Even worse, the government doesn’t care. Housing developments have encroached on the cemetery. During remembrance services for the genocide, local officials were seen going back to German graves to pay their respects. Even street sign changes that removed the names of old important German people have been branded on buildings to maintain the names in the community. It simply is an issue around little international pressure to pay reparations or recognize the atrocities they committed since it is merely Germany vs Namibia. As Dr. Tjirera put it earlier, the Germans don’t believe their lives are meaningful enough to care.
On Saturday, we headed to Walvis Bay to talk with a member of the Municipal Council about housing and development issues within the town. He stressed that Namibia had little to export and had to import most of its resources, with Walvis Bay being the country’s main port city. Housing development resources were scarce, leaving many people without homes. We saw this with metal shacks built in backyards homeowners use as “guesthouses” that people rent for decades.
He also discussed the development issue surrounding large malls taking business from the central business district. As an economics major going into a commercial real estate field, it was interesting to connect my experience in a place without U.S. laws to how life is for people without large apartments or tall developments. Apartments here form around a central “resource” building, with small homes surrounding it.
After a long few days of learning, we had to end it with some fun outdoor activities that took up the rest of the weekend. We got to climb Dune 7, look out over several sand dunes into the ocean, and recreate the dune movies, making Paul our new Paul Atreides. We had to climb up the entire dune using our hands and feet, making every part of our body sore. It was all worth it at the top with several amazing photos and the chance to jump and run back down the dune.
We also got to go dune buggying back in Swakopmund! We got our own dune buggies and followed in a line cruising over and around the dunes. We all got to go super fast and feel the wind rush by us as sand hit our visors.
Sunday was the best day yet. When we first got to Namibia, we were surprised with a kayaking trip with Catamaran Cruises, but we didn’t know about the seal and pelican tour that came with it!
From the moment we started, seals were climbing on the dock and coming inches away from all of us.
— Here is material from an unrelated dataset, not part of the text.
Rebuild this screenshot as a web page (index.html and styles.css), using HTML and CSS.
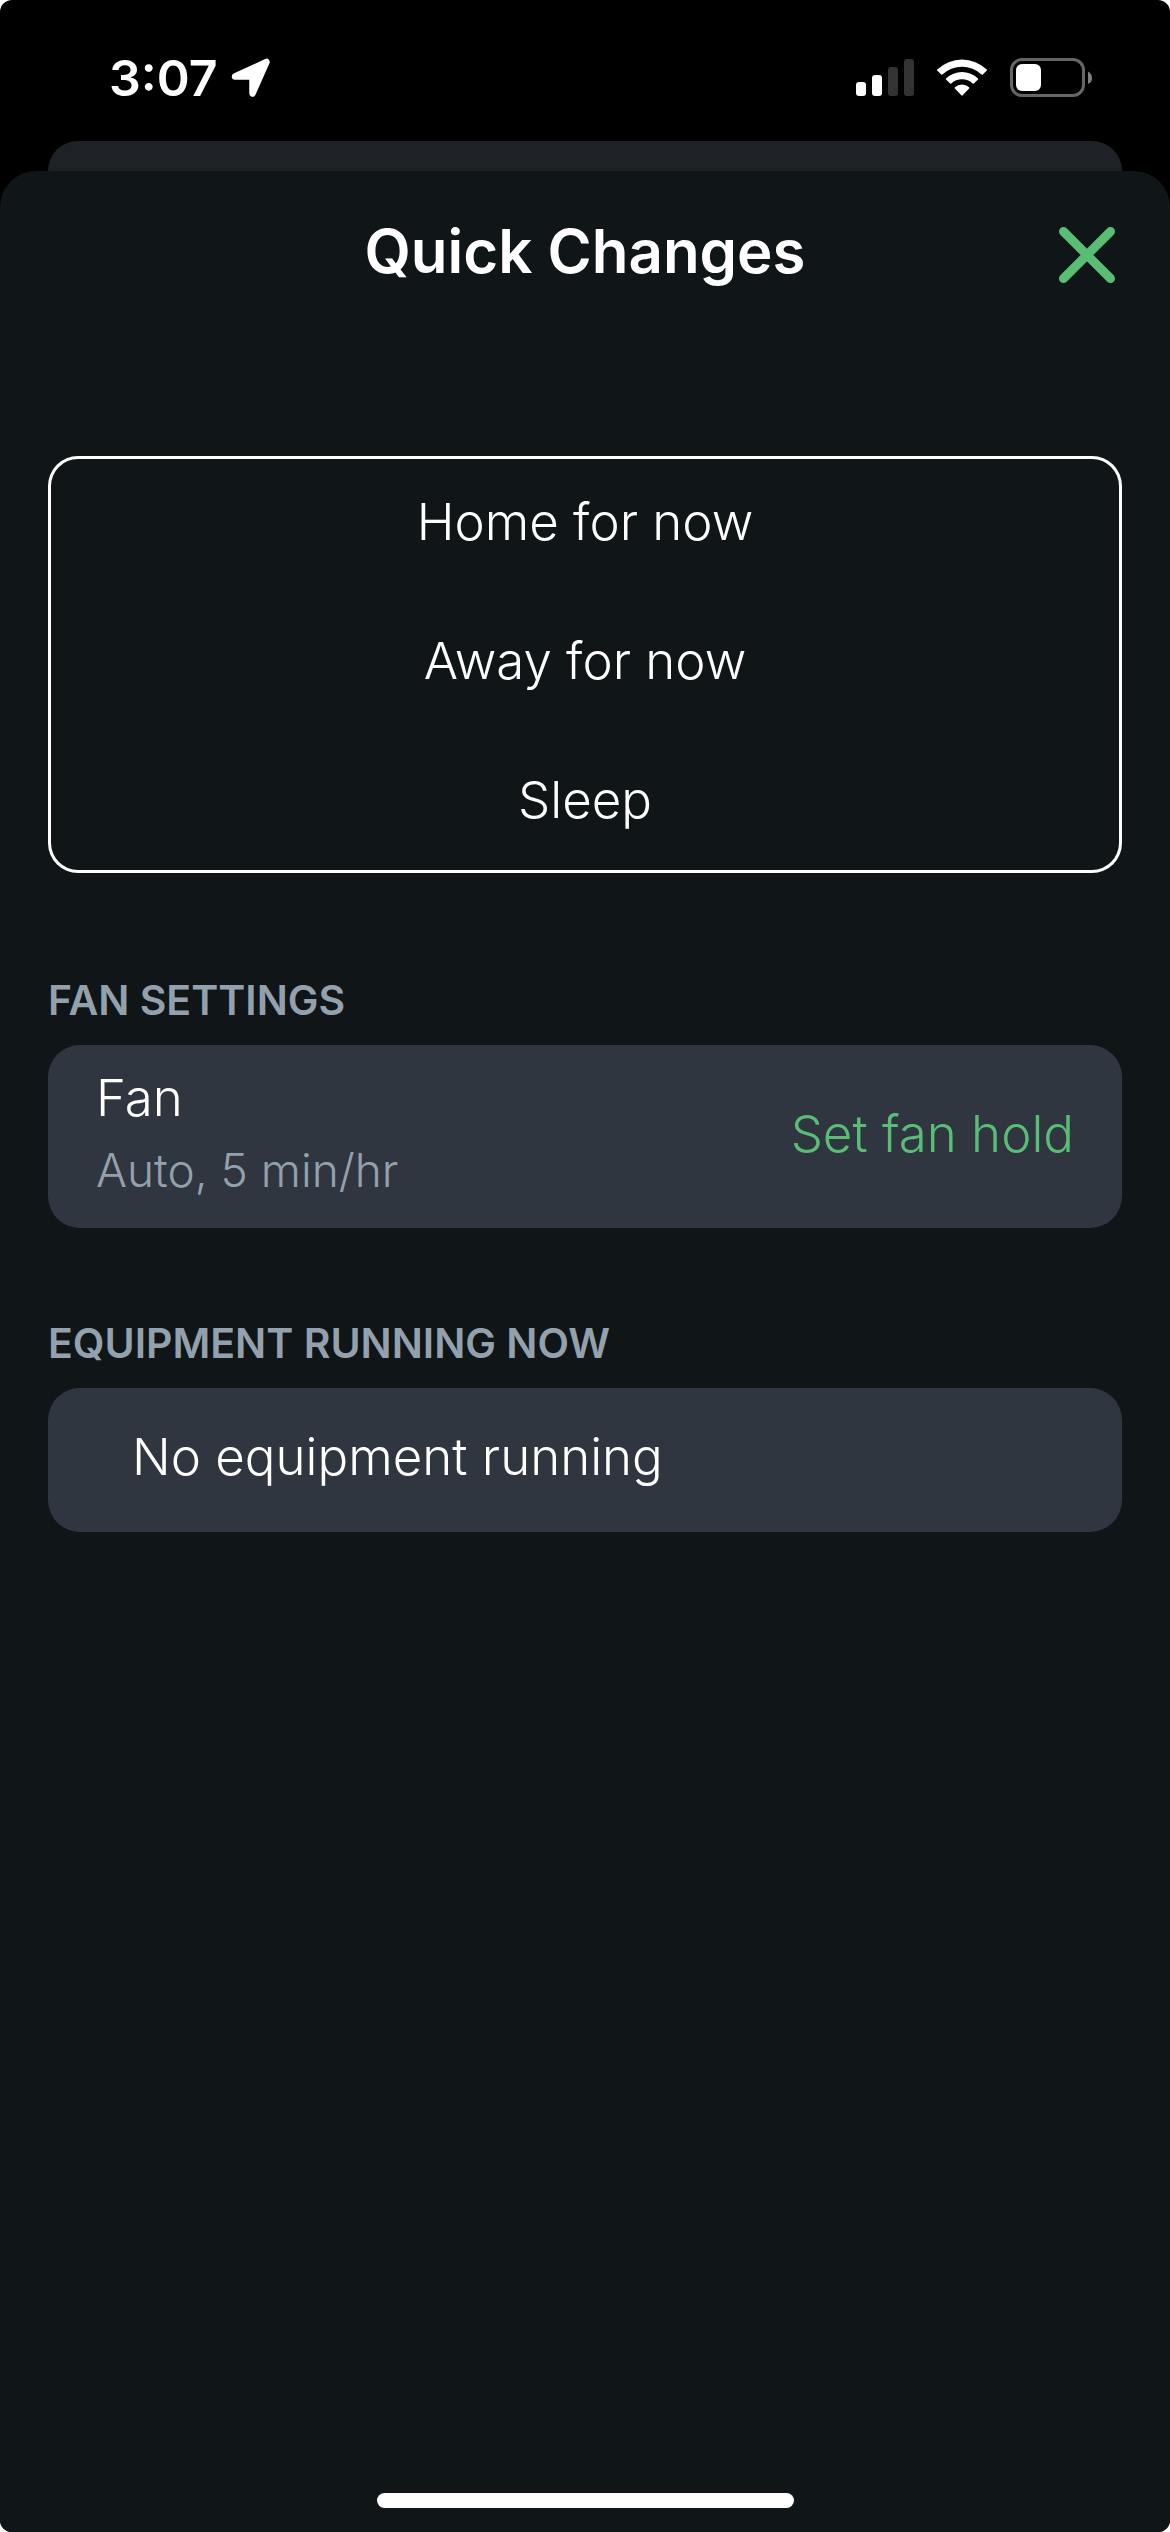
FILE: index.html
```
<!DOCTYPE html>
<html lang="en">
<head>
  <meta charset="utf-8">
  <meta name="viewport" content="width=device-width, initial-scale=1">
  <title>Quick Changes</title>
  <link rel="stylesheet" href="styles.css">
</head>
<body>
  <div class="screen">
    <div class="status-bar">
      <div class="status-left">
        <span class="clock">3:07</span>
        <svg class="location" width="40" height="40" viewBox="0 0 40 40" aria-hidden="true">
          <path d="M4 18.500 L35.500 4 L21.500 35.500 L21.500 18.500 Z" fill="#fff" stroke="#fff" stroke-width="6.500" stroke-linejoin="round"/>
        </svg>
      </div>
      <div class="status-right">
        <svg width="58" height="40" viewBox="0 0 58 40" aria-hidden="true">
          <rect x="0" y="24" width="10" height="14" rx="3" fill="#fff"/>
          <rect x="16" y="17" width="10" height="21" rx="3" fill="#fff"/>
          <rect x="32" y="9" width="10" height="29" rx="3" fill="#333"/>
          <rect x="48" y="1" width="10" height="37" rx="3" fill="#333"/>
        </svg>
        <svg width="52" height="40" viewBox="0 0 52 40" aria-hidden="true">
          <path d="M1.200 11.500 A36 36 0 0 1 50.800 11.500 Q51.300 12 50.800 12.500 L46.800 16.500 Q46.200 17 45.600 16.500 A28.500 28.500 0 0 0 6.400 16.500 Q5.800 17 5.200 16.500 L1.200 12.500 Q0.700 12 1.200 11.500 Z" fill="#fff"/>
          <path d="M10 20.400 A23.300 23.300 0 0 1 42 20.400 Q42.500 21 42 21.500 L37.900 25.500 Q37.300 26 36.700 25.500 A15.800 15.800 0 0 0 15.300 25.500 Q14.700 26 14.100 25.500 L10 21.500 Q9.500 21 10 20.400 Z" fill="#fff"/>
          <path d="M18.900 29.300 A10.700 10.700 0 0 1 33.100 29.300 Q33.600 30 33.100 30.500 L26.700 37.300 Q26 38 25.300 37.300 L18.900 30.500 Q18.400 30 18.900 29.300 Z" fill="#fff"/>
        </svg>
        <svg width="82" height="40" viewBox="0 0 82 40" aria-hidden="true">
          <rect x="1.500" y="1.500" width="72" height="36" rx="10.500" fill="none" stroke="#666" stroke-width="3"/>
          <rect x="6" y="6" width="25" height="27" rx="6" fill="#fff"/>
          <path d="M78 13.500 Q82 15.500 82 20 Q82 24.500 78 26 Z" fill="#808080"/>
        </svg>
      </div>
    </div>

    <div class="card-behind"></div>

    <main class="sheet">
      <header class="sheet-header">
        <h1 class="title">Quick Changes</h1>
        <button class="close" type="button" aria-label="Close">
          <svg width="56" height="56" viewBox="0 0 56 56" aria-hidden="true">
            <path d="M4.500 4.500 L51.500 51.500 M51.500 4.500 L4.500 51.500" stroke="#5abd76" stroke-width="9" stroke-linecap="round"/>
          </svg>
        </button>
      </header>

      <div class="choices">
        <button class="choice" type="button">Home for now</button>
        <button class="choice" type="button">Away for now</button>
        <button class="choice" type="button">Sleep</button>
      </div>

      <section class="section">
        <h2 class="section-title">FAN SETTINGS</h2>
        <div class="card fan-card">
          <div class="fan-info">
            <span class="label">Fan</span>
            <span class="detail">Auto, 5 min/hr</span>
          </div>
          <button class="action" type="button">Set fan hold</button>
        </div>
      </section>

      <section class="section">
        <h2 class="section-title">EQUIPMENT RUNNING NOW</h2>
        <div class="card equipment-card">
          <span class="label">No equipment running</span>
        </div>
      </section>

      <div class="home-indicator"></div>
    </main>
  </div>
</body>
</html>
```

FILE: styles.css
```
* {
  box-sizing: border-box;
}

body {
  margin: 0;
  background: #fff;
  color: #fff;
  font-family: Inter, "Liberation Sans", sans-serif;
}

button {
  margin: 0;
  padding: 0;
  border: 0;
  background: none;
  color: inherit;
  font: inherit;
  cursor: pointer;
}

svg {
  display: block;
}

.screen {
  display: flex;
  flex-direction: column;
  min-height: 100vh;
  overflow: hidden;
  border-radius: 12px;
  background: #000;
}

.status-bar {
  display: flex;
  justify-content: space-between;
  height: 141px;
  padding: 58px 78px 0 109px;
}

.status-left,
.status-right {
  display: flex;
  align-items: flex-start;
}

.status-left {
  gap: 13px;
}

.status-right {
  gap: 22px;
}

.clock {
  font-size: 50px;
  font-weight: 600;
  line-height: 40px;
}

.card-behind {
  height: 60px;
  margin: 0 48px -30px;
  border-radius: 30px;
  background: #1e2126;
}

.sheet {
  display: flex;
  flex: 1;
  flex-direction: column;
  padding: 48px 48px 24px;
  border-radius: 36px 36px 0 0;
  background: #101518;
}

.sheet-header {
  display: grid;
  grid-template-columns: 1fr auto 1fr;
  align-items: center;
  margin-bottom: 173px;
}

.title {
  grid-column: 2;
  margin: 0;
  font-size: 60px;
  font-weight: 600;
  line-height: 64px;
}

.close {
  justify-self: end;
  padding: 8px 7px 0 0;
}

.choices {
  display: flex;
  flex-direction: column;
  margin-bottom: 12px;
  border-radius: 30px;
  box-shadow: inset 0 0 0 3px #fff;
}

.choice {
  height: 139px;
  padding-bottom: 8px;
  font-size: 51px;
  font-weight: 300;
}

.section {
  margin-top: 87px;
}

.section-title {
  margin: 0 0 17px;
  color: #93a1ad;
  font-size: 41px;
  font-weight: 600;
  line-height: 56px;
}

.card {
  display: flex;
  align-items: center;
  border-radius: 32px;
  background: #2f3640;
  font-size: 51px;
  font-weight: 300;
}

.fan-card {
  justify-content: space-between;
  min-height: 183px;
  padding: 16px 48px 22px;
}

.fan-info {
  display: flex;
  flex-direction: column;
}

.label {
  line-height: 72px;
}

.detail {
  color: #93a1ad;
  font-size: 46px;
  line-height: 72px;
}

.action {
  color: #5abd76;
}

.equipment-card {
  min-height: 144px;
  padding: 0 84px 6px;
}

.home-indicator {
  align-self: center;
  width: 417px;
  height: 15px;
  margin-top: auto;
  border-radius: 8px;
  background: #fff;
}
```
They were scary initially, but we learned they just wanted the fish the guides fed them. Some of us even got to feed the seals and got attacked by pelicans.
When we got to the other side of the bay, we started kayaking. Paul and I were a great duo, beating almost every pair of Globies in races (Fiona and Eva won every time).
After that, we enjoyed a great lunch on the bay, and a small group of us went camel riding. Most of us had never ridden horses before, so we didn’t know any technique when riding them (it hurt a lot). Luckily, Fiona helped us with some technique since she did some horse-riding before.
Thanks for reading! We’ve been on global for so long and still have so much left to learn and do, but it feels like it is going by so fast. It’s good since we are all enjoying ourselves, but I hope our second half doesn’t go by too fast.